Notable proposals in higher education include a $1 billion Race to the Top competition designed to boost college affordability, a return to a variable interest rate for student loans, and an $8 billion fund for partnerships between community colleges and businesses to align education with workforce needs.
The original Race to the Top competition came through economic stimulus grants to states and has been touted by the Obama administration as a catalyst for significant reforms in K-12.
The new proposed version, giving states an incentive to make higher education more affordable and boost college graduation rates, could gain traction because Congress has a history of supporting the president in recent years in K-12 competitive programs. But a lot “depends on the details and whether the higher-ed lobby is willing to accept it,” says Mr. Petrilli of Fordham.
It could face opposition from Republicans, many of whom feel the administration “went much further in the K-12 Race to the Top than they ever envisioned,” says Terry Hartle, a senior vice president at the American Council on Education in Washington.
But more likely to be the subject of active debate is the interest-rate proposal, Mr. Hartle says. For one, the current fixed rate of 3.4 percent on federal student loans is due to go up to 6.8 percent in July if Congress doesn’t act.
This same expected increase was averted last year by a temporary measure. To avoid such periodic battles, the Obama administration and some senators have proposed tying student interest rates each year to a market rate (though each loan would then be fixed for the life of the loan). The rate would be close to what the government pays to borrow money.
Moreover, rather than proposing a cap on the interest rate, the administration wants to expand to all student borrowers a program that currently allows some to cap their repayment rate at 10 percent of their discretionary income.
The Obama budget would also increase by $150 million the Federal Work-Study Program, which could double the number of participants over five years. It would direct the funding to institutions that have a good track record of helping students from low-income families complete college.
Rep. John Kline (R) of Minnesota, chairman of the House Education and the Workforce Committee, issued a statement in response to the president’s budget Wednesday, indicating openness to discuss the student-loan interest-rate proposal, but criticizing the elements pertaining to job training, which “would pile even more programs and spending onto the broken workforce development system.”

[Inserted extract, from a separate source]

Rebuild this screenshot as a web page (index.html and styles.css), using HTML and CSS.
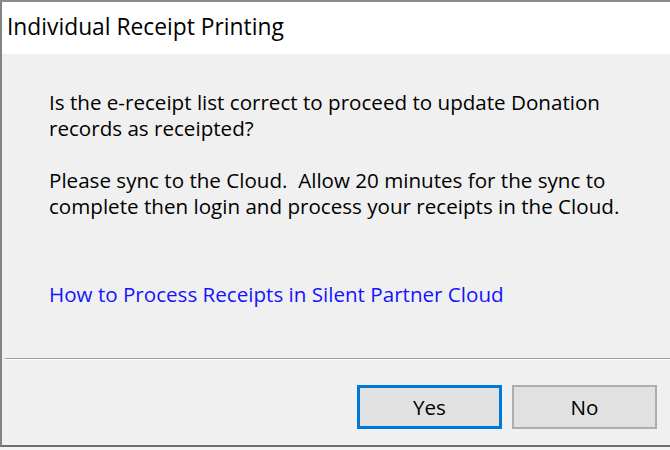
FILE: index.html
```html
<!DOCTYPE html>
<html>
<head>
<meta charset="utf-8">
<link rel="stylesheet" href="styles.css">
</head>
<body>
<div class="screen">
  <div class="dialog">
    <div class="titlebar">Individual Receipt Printing</div>
    <div class="content">
      <div class="message">
        <p>Is the e-receipt list correct to proceed to update Donation<br>records as receipted?</p>
        <p class="last">Please sync to the Cloud.&nbsp; Allow 20 minutes for the sync to<br>complete then login and process your receipts in the Cloud.</p>
        <a class="link" href="#">How to Process Receipts in Silent Partner Cloud</a>
      </div>
      <div class="separator"></div>
      <div class="footer">
        <button class="btn btn-default">Yes</button>
        <button class="btn">No</button>
      </div>
    </div>
  </div>
</div>
</body>
</html>
```
FILE: styles.css
```css
html, body {
  margin: 0;
  padding: 0;
}
body {
  width: 670px;
  height: 450px;
  overflow: hidden;
  background: #f4f4f4;
  font-family: "Open Sans", "Noto Sans", sans-serif;
  color: #000;
}
.screen {
  height: 450px;
  box-sizing: border-box;
  border-top: 2px solid #8c8c8c;
  background: #f4f4f4;
}
.dialog {
  height: 445px;
  box-sizing: border-box;
  border-left: 2px solid #848484;
  border-bottom: 2px solid #6e6e6e;
  display: flex;
  flex-direction: column;
  background: #f0f0f0;
}
.titlebar {
  height: 53px;
  box-sizing: border-box;
  background: #fff;
  padding: 0 0 3px 5px;
  display: flex;
  align-items: center;
  font-size: 22.8px;
  border-bottom: 1px solid #f0f0f0;
}
.content {
  flex: 1;
  display: flex;
  flex-direction: column;
}
.message {
  height: 303px;
  box-sizing: border-box;
  padding: 34px 0 0 47px;
  font-size: 20.6px;
  line-height: 26px;
}
.message p {
  margin: 0 0 26px 0;
}
.message p.last {
  margin-bottom: 0;
}
.link {
  display: block;
  margin-top: 62px;
  color: #1414ff;
  text-decoration: none;
}
.separator {
  height: 1px;
  margin-left: 3px;
  background: #a0a0a0;
  border-bottom: 1px solid #ffffff;
}
.footer {
  display: flex;
  justify-content: flex-end;
  gap: 10px;
  padding: 25px 13px 0 0;
}
.btn {
  width: 145px;
  height: 44px;
  box-sizing: border-box;
  background: #e1e1e1;
  border: 2px solid #adadad;
  font-family: "Open Sans", "Noto Sans", sans-serif;
  font-size: 20.6px;
  color: #000;
  padding: 0;
}
.btn-default {
  border: 3px solid #0078d7;
}
```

The Senate, controlled by Democrats, has put forth a budget outline more supportive of investments in education, including a nonspecific plan for early-childhood education.
One of the big topics going forward, says Mr. DeSchryver of Whiteboard Advisors, will probably be “the role of competitive grants ... that have been the crown jewels for this administration in education – a discussion of how effective they’ve been and whether they deserve more funding.” The Obama administration has seen the federal government’s role not just as a supplier of funds for disadvantaged students, but also as a promoter of innovation and reform, he says. “But given the fiscal scarcity at the federal level, will that continue?”